Roboticist and AI researcher Ayanna Howard. (Source: Association for Computing Machinery)

Roboticist Educator Ayanna Howard Pushes for Questioning AI Systems’ Reliability

A story on MIT’s explores the suggestion by Ayanna Howard, a 30-year robot design veteran and winner of the Association for Computing Machinery’s 2021 Athena Lecturer Award, that scientists and businesses stop putting too much faith in AI and formalize reviews of its findings.

Howard, who was recognized by the award as a woman who made fundamental contributions in computer science, recently became dean of the college of engineering at Ohio State University after 16 years as a professor at the Georgia Institute of Technology. In the wide-ranging interview, she said she prefers the term “humanized intelligence” because AI should reflect human values.

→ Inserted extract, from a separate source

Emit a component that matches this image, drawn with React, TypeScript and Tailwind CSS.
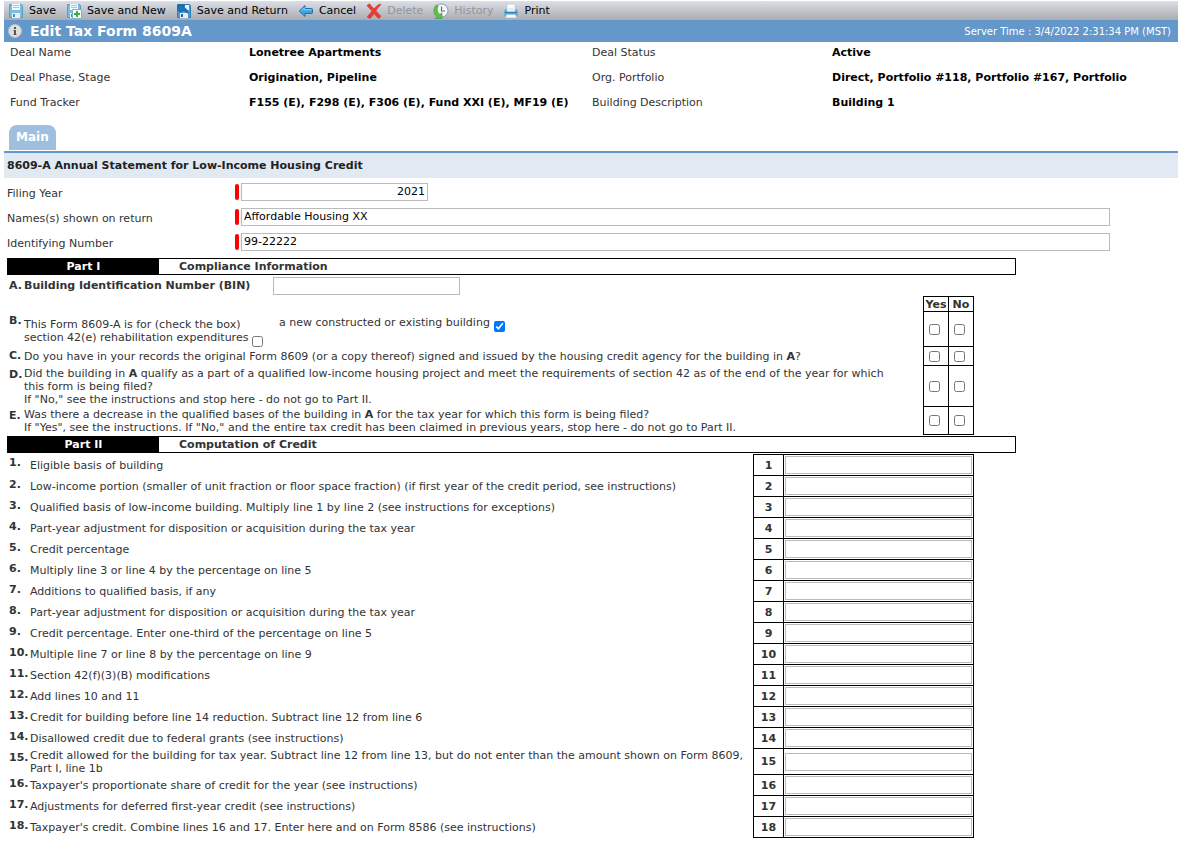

Her views on making robots adhere to human values made her a “total weird outlier,” Howard said in the interview.

“I looked at things differently than everyone else,” Howard said. “And back then there was no guide for how to do this kind of research. In fact, when I look back now at how I did the research, I would totally do it differently. There’s all this experience and knowledge that has since come out in the field.”

Howard said she began thinking of robots as more than helping people—but rather having a relationship with them—when she was on a team that did a study at the Georgia Institute of Technology concluding that humans shouldn’t overly trust robots, even if they are trained to guide them in an emergency situation. Here’s a summary of the research and its findings, drawn directly from the study:

“To explore this concept, we performed an experiment where a participant interacts with a robot in a non-emergency task to experience its behavior and then chooses whether to follow the robot’s instructions in an emergency or not. Artificial smoke and fire alarms were used to add a sense of urgency. To our surprise, all 26 participants followed the robot in the emergency, despite half observing the same robot perform poorly in a navigation guidance task just minutes before. We performed additional exploratory studies investigating different failure modes. Even when the robot pointed to a dark room with no discernible exit the majority of people did not choose to safely exit the way they entered.”

In the real world, Howard said every time she reads about a Tesla accident, she feels that it confirms that people are trusting in the technology too much. She recommends building “distrust” into the system for humans so that they aren’t overly confident in systems that can fail.

“We’re actually trying an experiment right now around the idea of denial of service. We don’t have results yet, and we’re wrestling with some ethical concerns. Because once we talk about it and publish the results, we’ll have to explain why sometimes you may not want to give AI the ability to deny a service either. How do you remove service if someone really needs it?”

Howard said she is researching another system called “explainable AI,” where the system explains its risks or uncertainties so that people using them can make informed decisions.